Search the data for the word "React" and copy every line that contains it.

....................

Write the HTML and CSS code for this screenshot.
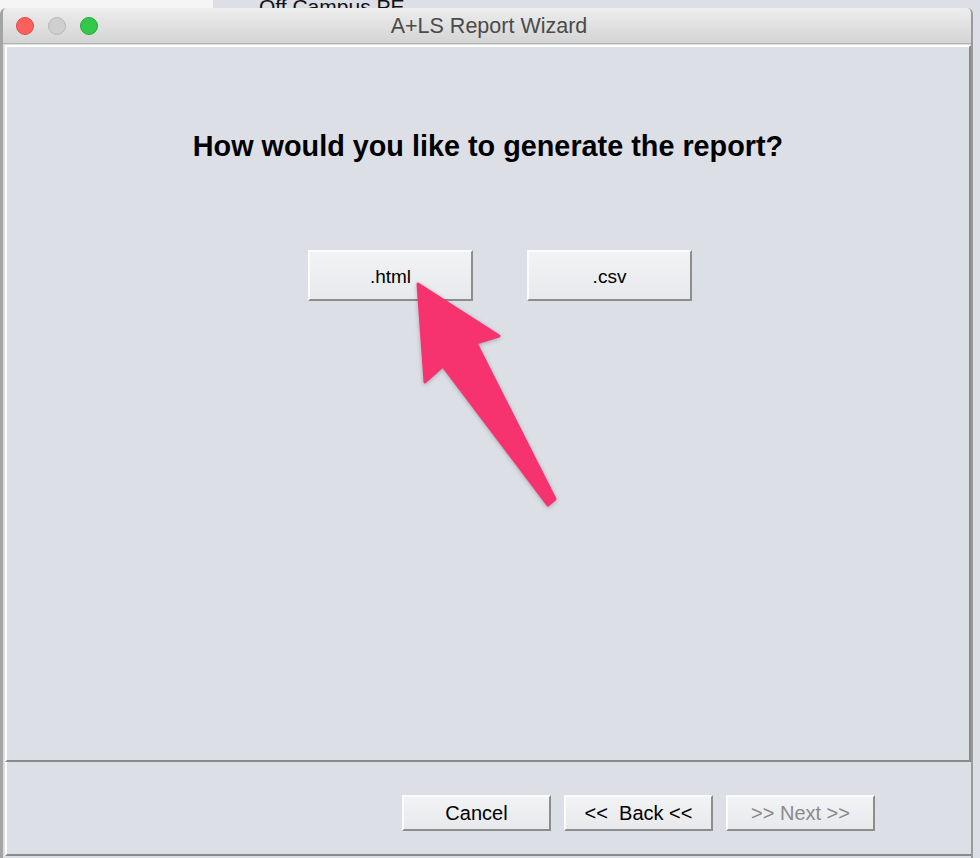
FILE: index.html
```html
<!DOCTYPE html>
<html lang="en">
<head>
    <meta charset="UTF-8">
    <meta name="viewport" content="width=device-width, initial-scale=1.0">
    <title>A+LS Report Wizard</title>
    <link rel="stylesheet" href="styles.css">
</head>
<body>
    <div class="desktop">
        <span class="behind">Off Campus PE</span>
    </div>

    <div class="window">
        <div class="titlebar">
            <div class="lights">
                <span class="light close"></span>
                <span class="light minimize"></span>
                <span class="light zoom"></span>
            </div>
            <div class="title">A+LS Report Wizard</div>
            <div></div>
        </div>

        <div class="content">
            <div class="panel main">
                <h1>How would you like to generate the report?</h1>
                <div class="options">
                    <button class="btn option">.html</button>
                    <button class="btn option">.csv</button>
                </div>
            </div>
            <div class="panel footer">
                <button class="btn nav">Cancel</button>
                <button class="btn nav">&lt;&lt;&nbsp; Back &lt;&lt;</button>
                <button class="btn nav disabled">&gt;&gt; Next &gt;&gt;</button>
            </div>
        </div>
    </div>

    <!-- annotation arrow pointing at the .html button -->
    <svg class="arrow" width="980" height="858" viewBox="0 0 980 858">
        <path d="M418 284 L499 336 L476 343 L555 499 L548 505 L443 366 L425 382 Z"
              fill="#f6336f" stroke="#f6336f" stroke-width="3" stroke-linejoin="round"/>
    </svg>
</body>
</html>
```

FILE: styles.css
```css
body {
    margin: 0;
    position: relative;
    font-family: "Liberation Sans", Arial, sans-serif;
    background: linear-gradient(to right, #f5f5f5 213px, #dcdfe5 213px);
    height: 858px;
    overflow: hidden;
}
.desktop {
    height: 8px;
    overflow: hidden;
    padding-left: 259px;
}
.behind {
    display: block;
    margin-top: -4px;
    font-size: 21px;
    line-height: 1;
    color: #111;
}
.window {
    width: 973px;
    box-sizing: border-box;
    height: 850px;
    background: #dcdfe6;
    border-radius: 6px 6px 0 0;
    border-left: 3px solid #a4a4a4;
    border-right: 2px solid #9a9a9a;
    overflow: hidden;
}
.titlebar {
    height: 35px;
    display: grid;
    grid-template-columns: 1fr auto 1fr;
    align-items: center;
    background: linear-gradient(#ededed, #d4d4d4);
    border-bottom: 1px solid #b1b1b1;
}
.lights {
    display: flex;
    gap: 14px;
    padding-left: 13px;
}
.light {
    width: 16px;
    height: 16px;
    border-radius: 50%;
    border: 1px solid;
}
.close {
    background: #fc605c;
    border-color: #de4b46;
}
.minimize {
    background: #cfcfcf;
    border-color: #b9b9b9;
}
.zoom {
    background: #34c84a;
    border-color: #28a83b;
}
.title {
    font-size: 21.5px;
    color: #4b4b4b;
    padding: 1px 0 0 4px;
}
.content {
    padding: 1px 0 0 2px;
}
.panel {
    box-sizing: border-box;
    border: 2px solid;
    border-color: #ffffff #8a8a8a #8a8a8a #ffffff;
}
.main {
    height: 717px;
    padding-top: 82px;
}
h1 {
    margin: 0;
    text-align: center;
    font-size: 28.8px;
    line-height: 34px;
    font-weight: bold;
    color: #000;
}
.options {
    display: flex;
    justify-content: center;
    gap: 54px;
    margin-top: 87px;
    padding-left: 24px;
}
.btn {
    font-family: "Liberation Sans", Arial, sans-serif;
    color: #000;
    background: linear-gradient(#f2f3f5, #e8e9ec);
    border: 2px solid;
    border-color: #fbfbfb #8d8d8d #8d8d8d #fbfbfb;
    padding: 0;
}
.option {
    width: 165px;
    height: 51px;
    font-size: 19px;
    padding-top: 2px;
}
.footer {
    height: 94px;
    border-top: none;
    border-right: none;
    display: flex;
    justify-content: flex-end;
    align-items: flex-start;
    gap: 13px;
    padding: 33px 96px 0 0;
}
.nav {
    width: 149px;
    height: 36px;
    font-size: 20px;
}
.disabled {
    color: #8a8a8a;
}
.arrow {
    position: absolute;
    top: 0;
    left: 0;
    pointer-events: none;
    filter: drop-shadow(0 1px 2px rgba(0, 0, 0, 0.25));
}
```
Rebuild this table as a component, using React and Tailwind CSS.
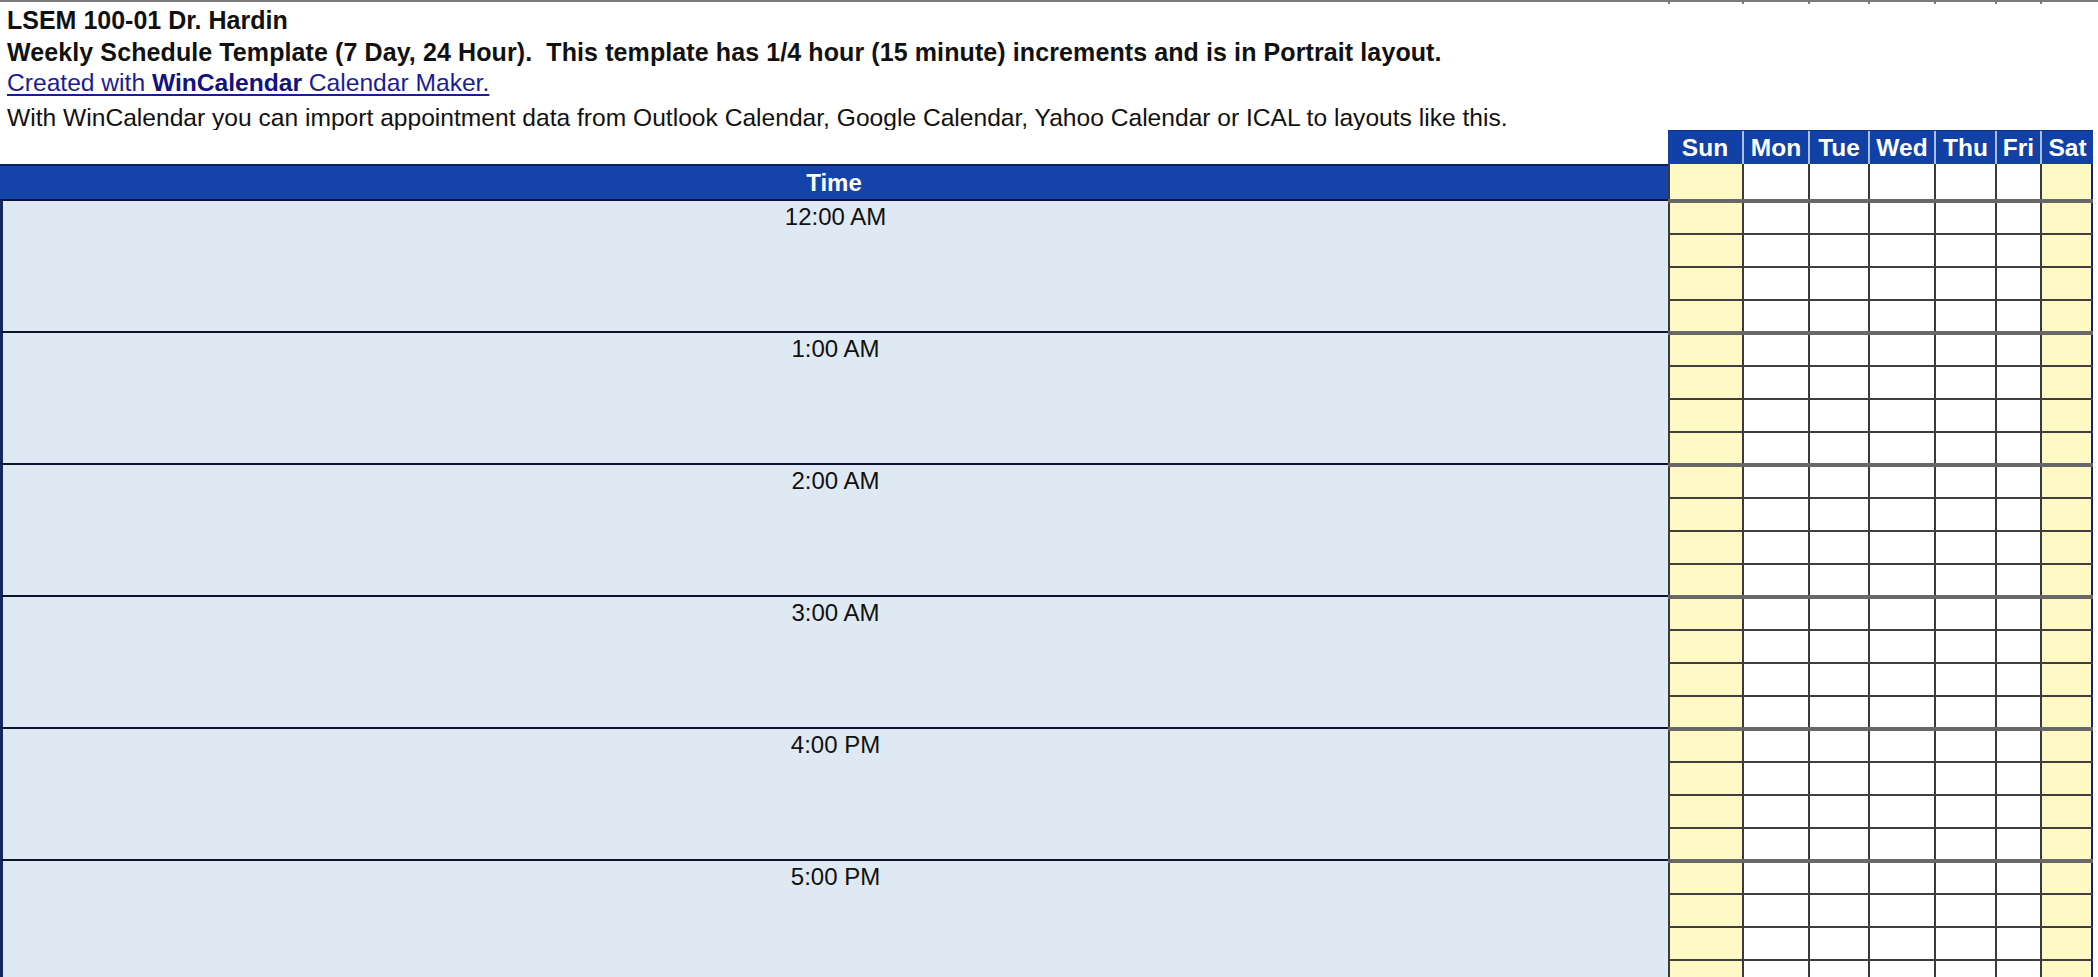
import React from "react";

const DAYS = [
  { name: "Sun", w: "w-[74px]", weekend: true },
  { name: "Mon", w: "w-[66px]", weekend: false },
  { name: "Tue", w: "w-[60px]", weekend: false },
  { name: "Wed", w: "w-[66px]", weekend: false },
  { name: "Thu", w: "w-[61px]", weekend: false },
  { name: "Fri", w: "w-[45px]", weekend: false },
  { name: "Sat", w: "w-[53px]", weekend: true },
];

const HOURS = ["12:00 AM", "1:00 AM", "2:00 AM", "3:00 AM", "4:00 PM", "5:00 PM"];

function DayCells({ height }) {
  return (
    <div className="flex">
      {DAYS.map((d, i) => (
        <div
          key={d.name}
          className={`${d.w} ${height} box-border border-l-2 border-[#3a3a3a] ${
            d.weekend ? "bg-[#fff9c6]" : "bg-white"
          } ${i === DAYS.length - 1 ? "border-r-2 border-r-[#14237a]" : ""}`}
        />
      ))}
    </div>
  );
}

function HourBlock({ label }) {
  return (
    <div className="flex h-[132px] shrink-0">
      <div className="w-[1668px] h-full box-border border-t-2 border-[#0c1430] border-l-[3px] border-l-[#14275e] bg-[#dfe9f3] flex justify-center">
        <span className="text-[24px] leading-[28px] text-[#111] pt-[2px]">{label}</span>
      </div>
      <div className="flex flex-col border-t-4 border-[#686868]">
        <div className="border-b-2 border-[#3f3f3f]"><DayCells height="h-[30px]" /></div>
        <div className="border-b-2 border-[#3f3f3f]"><DayCells height="h-[31px]" /></div>
        <div className="border-b-2 border-[#3f3f3f]"><DayCells height="h-[31px]" /></div>
        <div><DayCells height="h-[32px]" /></div>
      </div>
      <div className="flex-1 bg-white" />
    </div>
  );
}

export default function App() {
  return (
    <div
      className="w-[2098px] h-[977px] overflow-hidden bg-white flex flex-col relative"
      style={{ fontFamily: '"Liberation Sans", Arial, sans-serif' }}
    >
      {/* top border remnants */}
      <div className="flex h-[4px] shrink-0">
        <div className="w-[1668px] border-t-2 border-[#7a7a7a]" />
        <div className="flex border-t-2 border-[#7a7a7a]">
          {DAYS.map((d) => (
            <div key={d.name} className={`${d.w} h-full border-l-2 border-[#7a7a7a]`} />
          ))}
        </div>
        <div className="flex-1 border-t-2 border-[#7a7a7a]" />
      </div>

      {/* heading texts */}
      <div className="pl-[7px] flex flex-col text-[#111] shrink-0">
        <div className="h-[33px] flex items-center text-[25px] font-bold">LSEM 100-01 Dr. Hardin</div>
        <div className="h-[31px] flex items-center text-[25px] font-bold tracking-[0.1px] whitespace-pre">
          {"Weekly Schedule Template (7 Day, 24 Hour).  This template has 1/4 hour (15 minute) increments and is in Portrait layout."}
        </div>
        <div className="h-[31px] flex items-center text-[24.6px] text-[#1c1c96]">
          <span className="underline decoration-[1.5px] underline-offset-[3px]">
            Created with <span className="font-bold text-[#121283]">WinCalendar</span> Calendar Maker.
          </span>
        </div>
        <div className="h-[31px] flex items-center pt-[7px] text-[24.6px] whitespace-nowrap">
          With WinCalendar you can import appointment data from Outlook Calendar, Google Calendar, Yahoo Calendar or ICAL to layouts like this.
        </div>
      </div>

      {/* day header row */}
      <div className="flex h-[34px] shrink-0">
        <div className="w-[1668px] bg-white" />
        <div className="flex bg-[#1140a7] border-t border-[#0b2f86]">
          {DAYS.map((d, i) => (
            <div
              key={d.name}
              className={`${d.w} h-full box-border ${i > 0 ? "border-l-2 border-[#a9c0e8]" : ""} flex items-end justify-center pb-[3px] text-white font-bold text-[24.5px] leading-[26px]`}
            >
              {d.name}
            </div>
          ))}
        </div>
        <div className="flex-1 bg-white" />
      </div>

      {/* time header row */}
      <div className="flex h-[35px] shrink-0">
        <div className="w-[1668px] h-full box-border border-t-2 border-[#0a1f5e] bg-[#1444aa] flex items-center justify-center text-white font-bold text-[24px]">
          Time
        </div>
        <DayCells height="h-[35px]" />
        <div className="flex-1 bg-white" />
      </div>

      {HOURS.map((h) => (
        <HourBlock key={h} label={h} />
      ))}
    </div>
  );
}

....................

ANSWER FOR THIS EXERCISE:
Rebuild this table as a component, using React and Tailwind CSS.
import React from "react";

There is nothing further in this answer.